Send a struct over a socket with correct padding and endianness in C

元气小坏坏 提交于 2019-12-05 10:53:02

write(fd,&a, sizeof(a)); is not correct; at least not portably, since the C compiler may introduce padding between the elements to ensure correct alignment. sizeof(typedef struct a) doesn't even make sense.

How you should send the data depends on the specs of your protocol. In particular, protocols define widely varying ways of sending strings. It is generally safest to send the struct members separately; either by multiple calls to write or writev(2). For instance, to send

struct { uint32_t a; uint16_t b; } foo;

over the network, where foo.a and foo.b already have the correct endianness, you would do something like:

struct iovec v[2];
v[0].iov_base = &foo.a;
v[0].iov_len  = sizeof(uint32_t);
v[1].iov_base = &foo.b;
v[1].iov_len  = sizeof(uint16_t);
writev(fp, v, 2);

Sending structures over the network is tricky. The following problems you might have

  1. Byte endiannes issues with integers.
  2. Padding introduced by your compiler.
  3. String parsing (i.e. detecting string boundaries).

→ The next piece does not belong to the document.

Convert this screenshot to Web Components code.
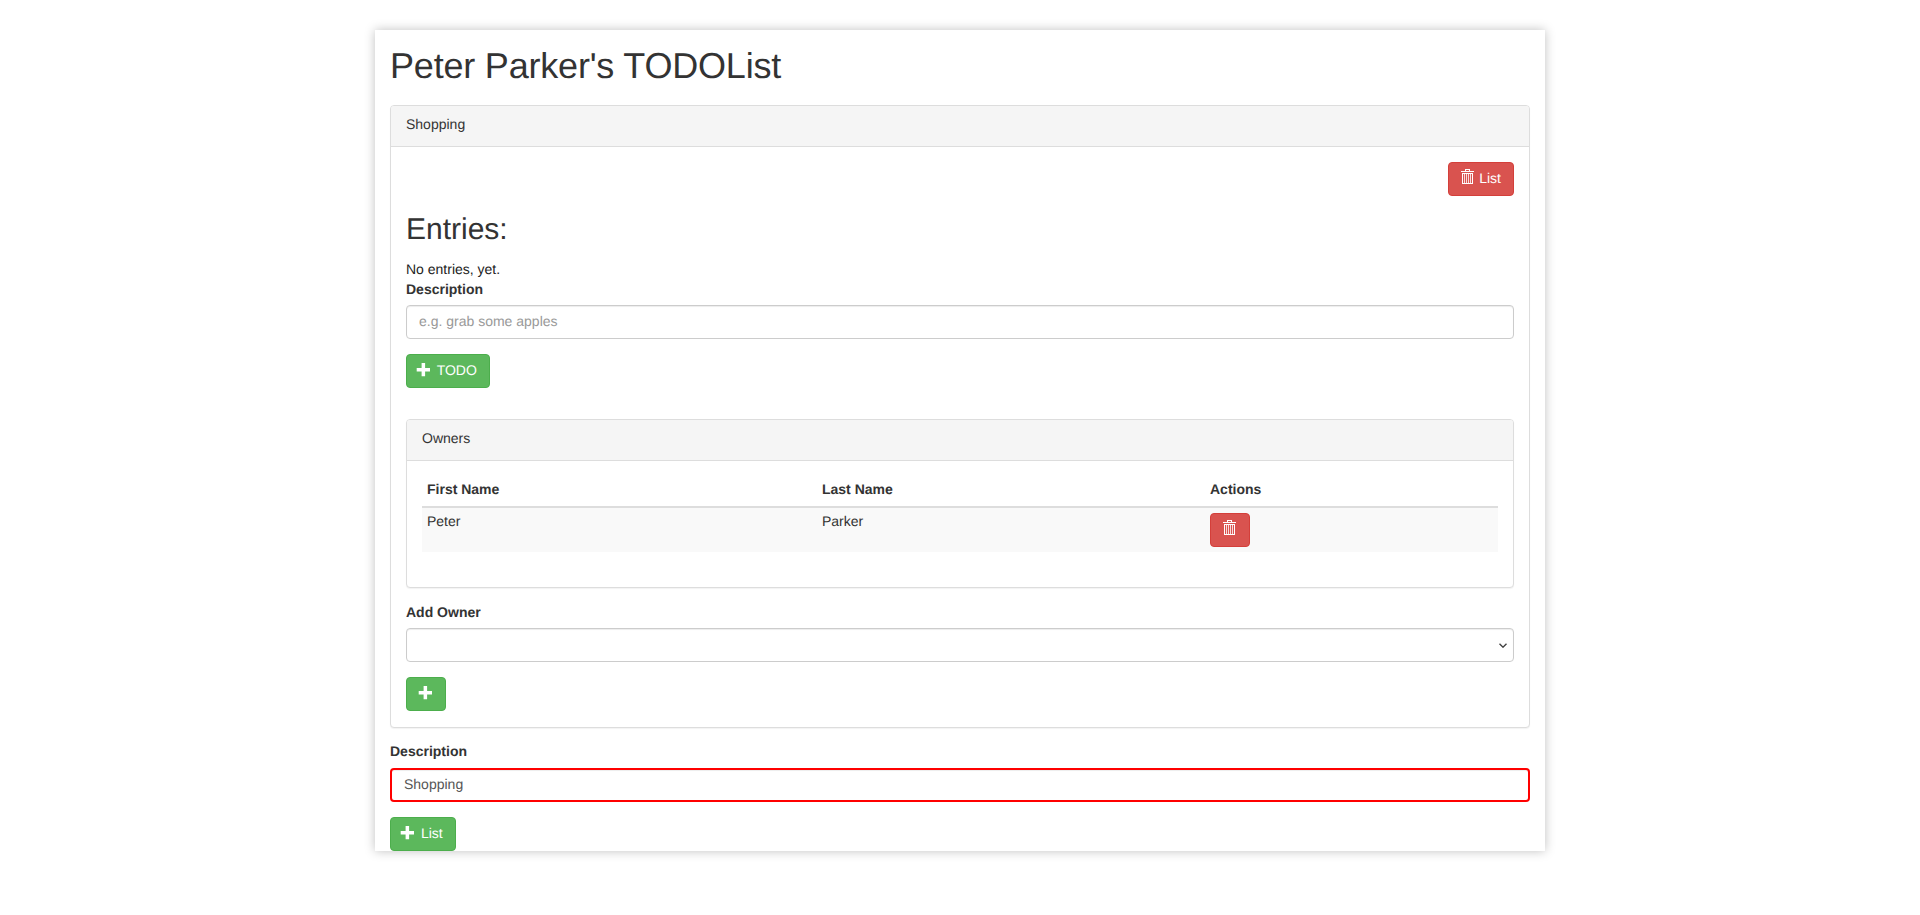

If performance is not your goal, I'd suggest to create encoders and decoders for each struct to be send and received (ASN.1, XML or custom). If performance is really required you can still use structures and solve (1), by fixing an endianness (i.e. network byte order) and ensure your integers are stored as such in those structures, and (2) by fixing a compiler and using the pragmas or attributes to enforce a "packed" structure.

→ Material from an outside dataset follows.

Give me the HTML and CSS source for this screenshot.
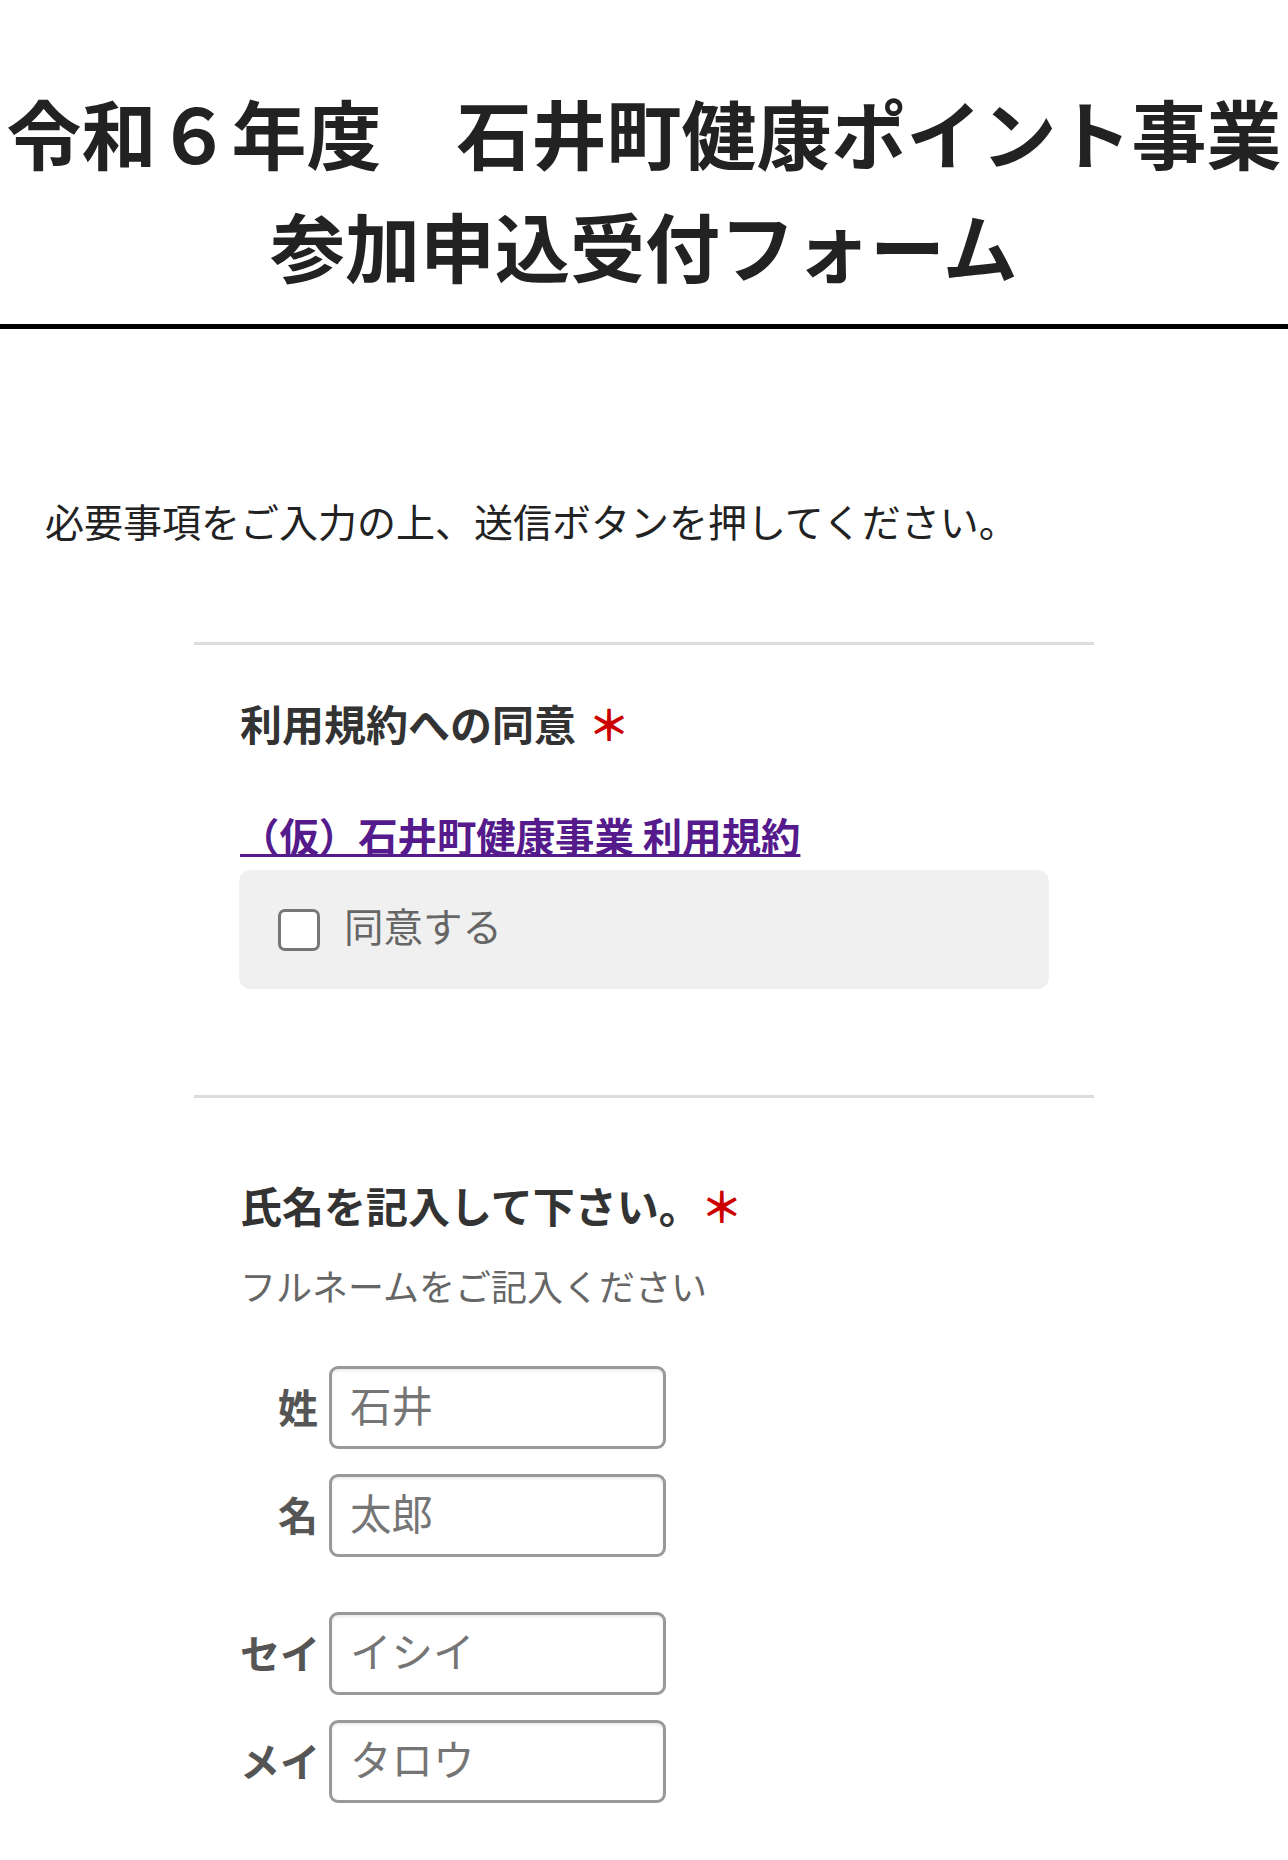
FILE: index.html
```html
<!DOCTYPE html>
<html lang="ja">
<head>
<meta charset="utf-8">
<title>参加申込受付フォーム</title>
<link rel="stylesheet" href="styles.css">
</head>
<body>
<header class="masthead">
  <h1 class="masthead-title">令和６年度　石井町健康ポイント事業<br>参加申込受付フォーム</h1>
</header>
<main class="page">
  <p class="lead">必要事項をご入力の上、送信ボタンを押してください。</p>

  <section class="question question-terms">
    <h2 class="question-title">利用規約への同意<span class="req">＊</span></h2>
    <a class="terms-link" href="#">（仮）石井町健康事業 利用規約</a>
    <label class="choice">
      <input class="choice-box" type="checkbox">
      <span class="choice-text">同意する</span>
    </label>
  </section>

  <section class="question question-name">
    <h2 class="question-title">氏名を記入して下さい。<span class="req req-tight">＊</span></h2>
    <p class="question-help">フルネームをご記入ください</p>
    <div class="name-group">
      <div class="name-row">
        <span class="name-label">姓</span>
        <input class="name-input" type="text" placeholder="石井">
      </div>
      <div class="name-row">
        <span class="name-label">名</span>
        <input class="name-input" type="text" placeholder="太郎">
      </div>
    </div>
    <div class="name-group">
      <div class="name-row">
        <span class="name-label">セイ</span>
        <input class="name-input" type="text" placeholder="イシイ">
      </div>
      <div class="name-row">
        <span class="name-label">メイ</span>
        <input class="name-input" type="text" placeholder="タロウ">
      </div>
    </div>
  </section>
</main>
</body>
</html>
```

FILE: styles.css
```css
* {
  box-sizing: border-box;
}

html, body {
  margin: 0;
  padding: 0;
  background: #fff;
}

body {
  font-family: "Noto Sans CJK JP", "Noto Sans", sans-serif;
  color: #333;
}

.masthead {
  padding: 75px 0 23px;
  border-bottom: 5px solid #000;
}

.masthead-title {
  margin: 0;
  font-size: 75px;
  line-height: 113px;
  font-weight: 700;
  color: #222;
  text-align: center;
  white-space: nowrap;
}

.page {
  padding: 0 0 60px;
}

.lead {
  margin: 161px 0 92px;
  padding-left: 45px;
  font-size: 39px;
  line-height: 60px;
  color: #222;
}

.question {
  width: 900px;
  margin: 0 auto;
  border-top: 3px solid #ddd;
  padding: 48px 45px 106px 46px;
}

.question-name {
  padding-top: 77px;
  padding-bottom: 40px;
}

.question-title {
  margin: 0;
  font-size: 42px;
  line-height: 60px;
  font-weight: 700;
  color: #333;
}

.req {
  margin-left: 12px;
  color: #c00;
  font-weight: 700;
}

.req-tight {
  margin-left: 0;
}

.terms-link {
  display: inline-block;
  margin-top: 57px;
  font-size: 39.4px;
  line-height: 50px;
  font-weight: 700;
  color: #551a8b;
  text-decoration: underline;
  text-decoration-thickness: 3px;
  text-underline-offset: 2px;
}

.choice {
  display: flex;
  align-items: center;
  gap: 24px;
  height: 119px;
  margin: 10px 0 0 -1px;
  padding-left: 39px;
  background: #f0f0f0;
  border-radius: 12px;
}

.choice-box {
  appearance: none;
  -webkit-appearance: none;
  margin: 0;
  width: 42px;
  height: 42px;
  background: #fff;
  border: 3px solid #767676;
  border-radius: 7px;
}

.choice-text {
  padding-bottom: 9px;
  font-size: 39.5px;
  line-height: 50px;
  color: #666;
}

.question-help {
  margin: 25px 0 0;
  font-size: 36px;
  line-height: 50px;
  color: #666;
}

.name-group {
  display: flex;
  flex-direction: column;
  gap: 25px;
  margin-top: 56px;
}

.name-group + .name-group {
  margin-top: 55px;
}

.name-row {
  display: flex;
  align-items: center;
}

.name-label {
  width: 78px;
  margin-right: 11px;
  padding-bottom: 4px;
  text-align: right;
  font-size: 40px;
  line-height: 50px;
  font-weight: 700;
  color: #555;
  white-space: nowrap;
}

.name-input {
  width: 337px;
  height: 83px;
  margin: 0;
  padding: 0 16px 8px 18px;
  font-family: "Noto Sans CJK JP", "Noto Sans", sans-serif;
  font-size: 41.5px;
  color: #333;
  background: #fff;
  border: 3px solid #999;
  border-radius: 9px;
  box-shadow: inset 0 2px 3px rgba(0, 0, 0, 0.08);
  outline: none;
}

.name-input::placeholder {
  color: #757575;
}
```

Gcc for example uses attribute((packed)) as such:

struct mystruct {
  uint32_t  a;
  uint16_t b;
  unsigned char text[24];
} __attribute__((__packed__));

(3) is not easy to solve. Using null terminated strings at a network protocol and depending on them being present would make your code vulnerable to several attacks. If strings need to be involved I'd use an proper encoding method such as the ones suggested above.

The easy way would be to write two functions for each structure: one to convert from textual representation to the struct and one to convert a struct back to text. Then you just send the text over the network and on the receiving side convert it to your structures. That way endianness does not matter.

There are conversion functions to ensure portability of binary integers across a network. Use htons, htonl, ntohs and ntohl to convert 16 and 32 bit integers from host to network byte order and vice versa.